Any interesting blood lab results? :>)
I'll plan to be tested at a couple of the Boston Heart Party sites for the free tests to check my HDL, LDL, glucose and BP. I'll separate the tests by a few weeks, and do the first with my normal, neglible exercise in the preceeding weeks, and the second after a few weeks of dedicated aerobic exercise ... to see how that affects the HDL and BP, in particular.
Those numbers are the ones which have many years of history on prior to my strict CR begun June 2005 ... so the make interesting comparisons.
I've measured EVERY gram of EVERYTHING that I consume since starting CR, and using a great program to track all nutrients and calories, my stats for 2006 are *exactly* 1200 cals per day average for each month of Jan, Feb and March-to-date. the diaily distribution of actual caloric levels is very narrow, with few days significantly over the 1200 goal ... and always quickly balanced to make the average for the month come to 1200.
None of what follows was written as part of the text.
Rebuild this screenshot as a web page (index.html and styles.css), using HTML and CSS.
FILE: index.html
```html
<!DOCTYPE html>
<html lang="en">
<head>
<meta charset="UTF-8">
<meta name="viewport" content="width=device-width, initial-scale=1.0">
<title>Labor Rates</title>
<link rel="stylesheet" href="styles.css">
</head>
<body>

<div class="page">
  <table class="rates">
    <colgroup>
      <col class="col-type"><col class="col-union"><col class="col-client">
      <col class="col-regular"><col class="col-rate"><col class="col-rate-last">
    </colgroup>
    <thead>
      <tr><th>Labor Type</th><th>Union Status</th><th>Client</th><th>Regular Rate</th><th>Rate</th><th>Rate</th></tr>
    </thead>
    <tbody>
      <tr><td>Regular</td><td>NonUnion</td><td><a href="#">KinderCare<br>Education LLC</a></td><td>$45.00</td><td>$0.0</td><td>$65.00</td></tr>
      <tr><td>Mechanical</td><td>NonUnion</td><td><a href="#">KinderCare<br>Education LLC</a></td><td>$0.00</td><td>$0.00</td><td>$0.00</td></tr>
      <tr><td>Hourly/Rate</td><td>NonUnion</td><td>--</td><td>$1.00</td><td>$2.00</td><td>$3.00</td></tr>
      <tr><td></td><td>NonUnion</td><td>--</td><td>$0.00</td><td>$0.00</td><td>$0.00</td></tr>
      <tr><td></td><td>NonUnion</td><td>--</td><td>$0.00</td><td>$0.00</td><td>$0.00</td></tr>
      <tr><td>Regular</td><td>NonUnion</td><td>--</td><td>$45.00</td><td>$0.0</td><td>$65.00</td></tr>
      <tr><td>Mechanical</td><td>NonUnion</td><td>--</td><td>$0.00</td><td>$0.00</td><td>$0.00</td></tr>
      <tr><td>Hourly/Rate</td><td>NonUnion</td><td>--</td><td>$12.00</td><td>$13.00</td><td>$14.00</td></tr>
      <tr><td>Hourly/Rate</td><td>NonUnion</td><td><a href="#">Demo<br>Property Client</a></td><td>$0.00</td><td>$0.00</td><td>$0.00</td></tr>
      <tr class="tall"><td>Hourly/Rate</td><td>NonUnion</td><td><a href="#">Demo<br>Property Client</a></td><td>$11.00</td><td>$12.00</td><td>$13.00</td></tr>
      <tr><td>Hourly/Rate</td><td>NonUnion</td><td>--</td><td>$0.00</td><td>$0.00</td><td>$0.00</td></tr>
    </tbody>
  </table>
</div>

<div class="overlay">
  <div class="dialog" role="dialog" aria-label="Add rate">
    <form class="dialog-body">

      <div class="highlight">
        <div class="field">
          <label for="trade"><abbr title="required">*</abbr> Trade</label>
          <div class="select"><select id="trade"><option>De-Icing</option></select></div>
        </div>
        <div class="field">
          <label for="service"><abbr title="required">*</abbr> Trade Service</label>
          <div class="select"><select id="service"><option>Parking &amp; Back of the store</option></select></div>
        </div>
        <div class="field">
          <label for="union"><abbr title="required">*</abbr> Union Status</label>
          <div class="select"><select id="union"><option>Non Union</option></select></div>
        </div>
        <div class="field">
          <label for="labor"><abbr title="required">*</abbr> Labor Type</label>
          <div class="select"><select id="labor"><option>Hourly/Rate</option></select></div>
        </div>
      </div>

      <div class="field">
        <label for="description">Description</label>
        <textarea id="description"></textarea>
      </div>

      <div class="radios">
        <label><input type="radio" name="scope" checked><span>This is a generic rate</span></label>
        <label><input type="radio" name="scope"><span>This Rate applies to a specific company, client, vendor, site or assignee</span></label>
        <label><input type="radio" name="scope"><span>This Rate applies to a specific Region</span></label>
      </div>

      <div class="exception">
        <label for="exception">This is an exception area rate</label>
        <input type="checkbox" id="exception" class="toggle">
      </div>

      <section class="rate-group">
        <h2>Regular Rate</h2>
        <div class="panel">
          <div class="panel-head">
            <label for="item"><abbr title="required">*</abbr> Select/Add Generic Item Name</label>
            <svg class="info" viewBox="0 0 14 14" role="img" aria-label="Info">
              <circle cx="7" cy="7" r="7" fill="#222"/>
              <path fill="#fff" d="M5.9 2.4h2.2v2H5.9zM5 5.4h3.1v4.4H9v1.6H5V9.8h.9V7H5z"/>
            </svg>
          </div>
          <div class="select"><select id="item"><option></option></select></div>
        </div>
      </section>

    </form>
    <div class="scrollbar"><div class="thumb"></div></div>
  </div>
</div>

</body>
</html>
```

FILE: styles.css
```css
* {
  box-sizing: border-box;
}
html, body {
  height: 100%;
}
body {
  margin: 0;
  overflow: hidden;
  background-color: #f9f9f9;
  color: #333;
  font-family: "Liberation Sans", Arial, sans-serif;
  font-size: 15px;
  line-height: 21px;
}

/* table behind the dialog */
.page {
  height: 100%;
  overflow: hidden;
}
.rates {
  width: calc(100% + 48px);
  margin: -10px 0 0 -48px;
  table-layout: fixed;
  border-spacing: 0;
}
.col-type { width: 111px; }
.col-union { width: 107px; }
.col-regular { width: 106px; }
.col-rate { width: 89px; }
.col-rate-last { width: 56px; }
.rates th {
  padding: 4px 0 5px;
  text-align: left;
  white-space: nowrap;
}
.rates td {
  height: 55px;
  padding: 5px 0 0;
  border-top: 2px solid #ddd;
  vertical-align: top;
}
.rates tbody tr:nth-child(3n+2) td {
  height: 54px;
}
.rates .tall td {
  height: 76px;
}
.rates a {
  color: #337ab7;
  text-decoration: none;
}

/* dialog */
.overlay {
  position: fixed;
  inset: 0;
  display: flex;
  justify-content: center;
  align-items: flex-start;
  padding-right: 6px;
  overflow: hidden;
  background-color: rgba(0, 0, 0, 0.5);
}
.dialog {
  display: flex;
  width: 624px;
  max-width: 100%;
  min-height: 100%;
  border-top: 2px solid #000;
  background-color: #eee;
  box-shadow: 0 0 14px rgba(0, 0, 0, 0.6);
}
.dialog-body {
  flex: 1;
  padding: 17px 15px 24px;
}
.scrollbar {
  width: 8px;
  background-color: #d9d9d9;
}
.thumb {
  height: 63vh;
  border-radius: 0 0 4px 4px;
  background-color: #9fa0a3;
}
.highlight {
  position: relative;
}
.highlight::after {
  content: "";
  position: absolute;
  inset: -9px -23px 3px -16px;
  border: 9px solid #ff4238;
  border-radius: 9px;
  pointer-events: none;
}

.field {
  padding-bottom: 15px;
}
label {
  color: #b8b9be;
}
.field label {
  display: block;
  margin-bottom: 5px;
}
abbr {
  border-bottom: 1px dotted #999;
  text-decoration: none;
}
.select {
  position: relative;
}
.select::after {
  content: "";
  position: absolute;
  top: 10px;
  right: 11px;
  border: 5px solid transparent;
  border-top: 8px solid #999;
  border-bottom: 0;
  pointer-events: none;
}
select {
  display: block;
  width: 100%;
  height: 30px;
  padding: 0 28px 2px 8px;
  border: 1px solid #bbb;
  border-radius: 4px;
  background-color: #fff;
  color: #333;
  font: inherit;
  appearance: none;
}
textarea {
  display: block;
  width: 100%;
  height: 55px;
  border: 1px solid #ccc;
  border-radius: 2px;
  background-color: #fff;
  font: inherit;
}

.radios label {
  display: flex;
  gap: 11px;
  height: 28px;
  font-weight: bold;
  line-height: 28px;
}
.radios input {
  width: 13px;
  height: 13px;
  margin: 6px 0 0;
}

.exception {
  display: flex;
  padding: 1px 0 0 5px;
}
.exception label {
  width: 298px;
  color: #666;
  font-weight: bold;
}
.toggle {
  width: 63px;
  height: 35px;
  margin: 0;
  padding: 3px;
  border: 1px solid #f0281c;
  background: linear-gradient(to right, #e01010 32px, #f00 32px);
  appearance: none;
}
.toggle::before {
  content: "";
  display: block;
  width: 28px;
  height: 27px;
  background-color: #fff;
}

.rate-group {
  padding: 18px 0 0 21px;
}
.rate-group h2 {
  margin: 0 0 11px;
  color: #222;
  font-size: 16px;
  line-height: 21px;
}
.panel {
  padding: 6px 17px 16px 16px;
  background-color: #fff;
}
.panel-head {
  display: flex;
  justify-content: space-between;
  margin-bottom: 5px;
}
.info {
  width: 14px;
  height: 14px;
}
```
It is challenging and fun. And the biological changes observed to date are quite interesting: a radical decrease in sleep required from 8 hrs to about 5 hrs, freedom from 24/7 sexual obsession, loss of 48 pounds, and down to about 10% bodyfat and BMI of about 21.3.
Plus all the fascinating, new and delicious and new low cal foods I've discovered. ORACs ... I love them all! lol
Posted by: CRWilliam at March 28, 2006 10:18 AM
I adore naturally gorgeous looking women, but then, I am gay. I never felt threatened by other straight women ever usually our arenas of competition are different. I usually feel threatened by straight, good looking men instead but there are so few of them it's not even an issue. The best looking men are almost always gay anyway. But I support the look anybody chooses that suits them. I have to admit that I have a certain weakness for the "cheap slut" look though, much like many straight men.
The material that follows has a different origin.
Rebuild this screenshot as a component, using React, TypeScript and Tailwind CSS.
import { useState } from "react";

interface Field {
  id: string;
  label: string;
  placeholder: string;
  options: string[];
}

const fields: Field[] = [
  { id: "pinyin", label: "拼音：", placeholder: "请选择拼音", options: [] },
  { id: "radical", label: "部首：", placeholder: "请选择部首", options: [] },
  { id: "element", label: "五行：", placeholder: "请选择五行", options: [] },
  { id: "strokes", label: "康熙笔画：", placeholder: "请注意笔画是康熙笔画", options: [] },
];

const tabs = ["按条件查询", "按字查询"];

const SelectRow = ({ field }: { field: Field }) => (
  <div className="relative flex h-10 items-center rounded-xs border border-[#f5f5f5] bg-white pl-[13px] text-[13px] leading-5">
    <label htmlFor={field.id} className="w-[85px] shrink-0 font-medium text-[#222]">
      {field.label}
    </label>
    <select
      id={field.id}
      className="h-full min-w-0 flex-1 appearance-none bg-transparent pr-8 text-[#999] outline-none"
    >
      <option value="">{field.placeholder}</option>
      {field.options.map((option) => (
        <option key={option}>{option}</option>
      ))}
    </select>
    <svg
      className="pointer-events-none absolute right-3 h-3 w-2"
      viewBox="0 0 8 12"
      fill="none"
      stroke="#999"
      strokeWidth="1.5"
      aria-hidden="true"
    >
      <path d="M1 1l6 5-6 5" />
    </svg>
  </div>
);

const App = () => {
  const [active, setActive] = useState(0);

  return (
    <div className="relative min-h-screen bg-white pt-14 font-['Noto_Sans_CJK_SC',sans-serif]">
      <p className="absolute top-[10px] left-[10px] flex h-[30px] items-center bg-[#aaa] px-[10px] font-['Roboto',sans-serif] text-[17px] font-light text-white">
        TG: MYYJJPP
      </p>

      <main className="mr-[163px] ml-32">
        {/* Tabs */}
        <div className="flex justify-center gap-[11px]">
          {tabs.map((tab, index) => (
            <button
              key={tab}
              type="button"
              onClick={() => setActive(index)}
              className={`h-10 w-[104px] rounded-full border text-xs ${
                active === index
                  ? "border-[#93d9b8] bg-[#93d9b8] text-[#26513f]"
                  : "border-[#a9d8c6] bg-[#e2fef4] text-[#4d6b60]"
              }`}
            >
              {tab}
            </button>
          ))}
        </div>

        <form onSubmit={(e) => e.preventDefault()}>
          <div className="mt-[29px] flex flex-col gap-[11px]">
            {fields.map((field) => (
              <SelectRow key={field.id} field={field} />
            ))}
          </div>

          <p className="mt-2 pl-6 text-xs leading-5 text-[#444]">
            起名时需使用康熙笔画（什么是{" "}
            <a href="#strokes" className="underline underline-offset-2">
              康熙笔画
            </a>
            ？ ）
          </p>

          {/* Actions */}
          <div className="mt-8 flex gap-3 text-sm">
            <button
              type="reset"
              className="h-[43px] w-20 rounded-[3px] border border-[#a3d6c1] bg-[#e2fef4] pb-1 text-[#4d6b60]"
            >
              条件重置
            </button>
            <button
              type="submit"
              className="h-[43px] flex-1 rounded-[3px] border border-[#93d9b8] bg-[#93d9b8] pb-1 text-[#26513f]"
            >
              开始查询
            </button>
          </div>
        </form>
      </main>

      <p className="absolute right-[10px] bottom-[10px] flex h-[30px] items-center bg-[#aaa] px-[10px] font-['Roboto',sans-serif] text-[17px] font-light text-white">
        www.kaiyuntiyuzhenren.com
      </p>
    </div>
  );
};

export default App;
Posted by: zeynep at March 28, 2006 1:30 PM
And another thing I have to say or I'll die. You straight women are really strange. Nobody knows what you want. You are not very articulate on you interests. What do you want sexually for example? Do you really want to be sexually satisfied? Then, you don't need a dick for that. You can enjoy rabbits, eggs and strap-ons. Not to mention masturbation. It's all of that combined with non of it is my guess. That's why we have frigid women and no frigid men. Wake up women! Dawn has broken on you a long time ago.
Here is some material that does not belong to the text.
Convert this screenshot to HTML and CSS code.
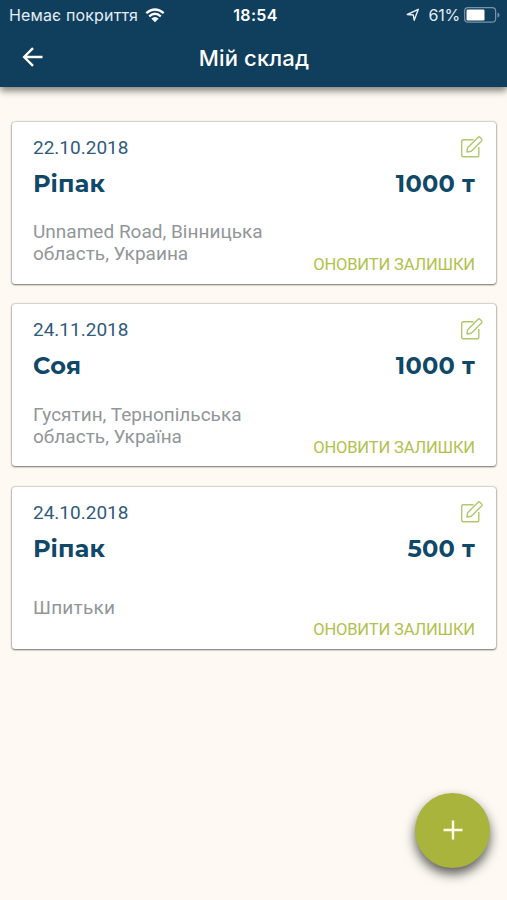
FILE: index.html
```html
<!DOCTYPE html>
<html lang="uk">
<head>
<meta charset="utf-8">
<title>Мій склад</title>
<link rel="stylesheet" href="styles.css">
</head>
<body>
<svg class="defs" width="0" height="0">
  <symbol id="edit" viewBox="0 0 24 24">
    <path d="M13.500 4.700H3.200Q1.700 4.700 1.700 6.200V20.300Q1.700 21.800 3.200 21.800H17.300Q18.800 21.800 18.800 20.300V12M7 17L7.600 12.700L17.900 2.400Q19 1.300 20.100 2.400L21.600 3.900Q22.600 5 21.500 6.100L11.300 16.300Z"/>
  </symbol>
</svg>
<div class="screen">
  <header class="header">
    <div class="status">
      <div class="status-left">
        <span class="carrier">Немає покриття</span>
        <svg class="wifi" viewBox="0 0 20 15"><path d="M1.300 5.200Q10-2.300 18.700 5.200M4.200 8.300Q10 3.300 15.800 8.300" fill="none" stroke="#fff" stroke-width="2.300"/><path d="M6.300 10.500Q10 7.300 13.700 10.500L10 14.200Z" fill="#fff"/></svg>
      </div>
      <span class="clock">18:54</span>
      <div class="status-right">
        <svg class="location" viewBox="0 0 14 14"><path d="M1.300 6.500L12.300 1.300L8.200 12.300L7.300 7Z" fill="none" stroke="#e4edf4" stroke-width="1.400" stroke-linejoin="round"/></svg>
        <span class="percent">61%</span>
        <svg class="battery" viewBox="0 0 36 16"><rect x=".6" y=".6" width="31" height="14.600" rx="3.500" fill="none" stroke="#7793aa" stroke-width="1.200"/><rect x="2.500" y="2.500" width="18" height="11" rx="1.200" fill="#fff"/><path d="M33.500 5.500Q35.500 6 35.500 8T33.500 10.500Z" fill="#7793aa"/></svg>
      </div>
    </div>
    <div class="bar">
      <svg class="back" viewBox="0 0 22 22"><path d="M20.500 11H2.500M11 2.200L2.200 11L11 19.800" fill="none" stroke="#fff" stroke-width="2.400"/></svg>
      <h1 class="title">Мій склад</h1>
      <span></span>
    </div>
  </header>
  <main class="list">
    <article class="card">
      <div class="row top"><span class="date">22.10.2018</span><svg class="edit"><use href="#edit"/></svg></div>
      <div class="row crop"><h2 class="name">Ріпак</h2><span class="amount">1000 т</span></div>
      <p class="place">Unnamed Road, Вінницька<br>область, Украина</p>
      <a class="update">ОНОВИТИ ЗАЛИШКИ</a>
    </article>
    <article class="card">
      <div class="row top"><span class="date">24.11.2018</span><svg class="edit"><use href="#edit"/></svg></div>
      <div class="row crop"><h2 class="name">Соя</h2><span class="amount">1000 т</span></div>
      <p class="place">Гусятин, Тернопільська<br>область, Україна</p>
      <a class="update">ОНОВИТИ ЗАЛИШКИ</a>
    </article>
    <article class="card">
      <div class="row top"><span class="date">24.10.2018</span><svg class="edit"><use href="#edit"/></svg></div>
      <div class="row crop"><h2 class="name">Ріпак</h2><span class="amount">500 т</span></div>
      <p class="place single">Шпитьки</p>
      <a class="update">ОНОВИТИ ЗАЛИШКИ</a>
    </article>
  </main>
  <button class="fab" aria-label="Додати"><svg viewBox="0 0 20 20"><path d="M10 .5V19.500M.5 10H19.500" stroke="#fffbe5" stroke-width="2.400"/></svg></button>
</div>
</body>
</html>
```
FILE: styles.css
```css
* { box-sizing: border-box; }
body { margin: 0; background: #fefaf3; font-family: Roboto, sans-serif; }
.defs { position: absolute; }
.screen { position: relative; height: 900px; overflow: hidden; }
.header { height: 87px; background: #103e5d; color: #fff; box-shadow: 0 4px 7px rgba(0, 0, 0, .48); font-family: Inter, sans-serif; }
.status { display: grid; grid-template-columns: 1fr auto 1fr; align-items: center; height: 30px; padding: 0 7px 0 9px; font-size: 16px; line-height: 30px; }
.status-left, .status-right { display: flex; align-items: center; }
.status-right { justify-content: flex-end; }
.carrier { color: #e4edf4; letter-spacing: .15px; }
.wifi { width: 20px; height: 15px; margin-left: 7px; }
.clock { padding-left: 2px; font-weight: 600; letter-spacing: .35px; }
.location { width: 14px; height: 14px; margin-right: 8px; }
.percent { color: #e4edf4; letter-spacing: -.2px; }
.battery { width: 36px; height: 16px; margin-left: 4px; }
.bar { display: grid; grid-template-columns: 1fr auto 1fr; align-items: center; height: 54px; padding: 0 22px; }
.back { width: 22px; height: 22px; }
.title { margin: 0; padding: 1px 0 0 1px; font-size: 22px; line-height: 30px; font-weight: 550; letter-spacing: .15px; }
.list { display: flex; flex-direction: column; gap: 20.400px; padding: 34.900px 11px 0 12px; }
.card { display: flex; flex-direction: column; height: 162px; padding: 13px 21px 8px; background: #fff; border-radius: 3px; box-shadow: 0 0 2px rgba(0, 0, 0, .5), 0 1px 2px rgba(0, 0, 0, .45); }
.row { display: flex; justify-content: space-between; }
.top { height: 26px; }
.date { font-size: 19px; line-height: 26px; color: #315b7c; }
.edit { width: 24px; height: 24px; margin-right: -9px; fill: none; stroke: #b4c66b; stroke-width: 1.400; stroke-linejoin: round; }
.crop { height: 46px; color: #104868; font-family: Montserrat, Inter, sans-serif; font-size: 24px; line-height: 46px; font-weight: 700; }
.name { margin: 0; font: inherit; letter-spacing: .3px; }
.amount { letter-spacing: .2px; }
.place { margin: 14.500px 0 0; height: 44px; color: #919699; font-size: 19px; line-height: 22px; letter-spacing: .01px; }
.single { padding-top: 11px; letter-spacing: .25px; }
.update { align-self: flex-end; margin-top: -11px; color: #b1c14c; font-size: 16.500px; line-height: 21px; font-weight: 450; letter-spacing: -.15px; }
.fab { position: absolute; right: 17px; top: 792.500px; display: grid; place-items: center; width: 75px; height: 75px; padding: 0; border: 0; border-radius: 50%; background: #a8b43c; box-shadow: 0 6px 12px rgba(0, 0, 0, .65); }
.fab svg { width: 20px; height: 20px; }
```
Posted by: zeynep at March 28, 2006 7:55 PM
Yesterday I watched the movie Northcountry about the first women miners to bring a class action suit for sexual harrassment. They fought the mine owners, the men miners, the union, each other, and their own doubts. It happens during the Anita Hill hearings, so I was very engaged. During the Anita Hill hearings I realized that there was a name for what had happened to me when I was fired from my first job. The reality and the complexity of the issues in the movie was so powerful. Rent it if you can.
Posted by: Marti at March 29, 2006 10:18 AM
This is a great post, April.. I hadn't realized that about women's motivations in general, it's enlightening..
I have to agree with Zaynep on the "the best looking men are gay" thing.. even *I* notice that, and I'm straight :) I'd disagree with her on the "no frigid men" thing though, I've seen it.. then again, I'm a lot more open about certain things with my friends than most men would be.
Posted by: gregg m. at March 29, 2006 4:06 PM
Hi April, I'm just catching up on your LJ.
Excellent post. So many truly good points and I have too much to say on it!!!
In my experience I have avoided women who are so black and white, so judgemental of others. I've always been able to find women who don't buy into that particular feminine culture. Since I have just done this instinctually I don't really understand how women can behave this way and still be happy. My brief exposure to this culture was amusing, I felt like a purple polka-doted monster with three limbs! I have also long wondered why you, and others, dislike other women since I don't have the same experiences. I appreciate the illumination and clarity of your post.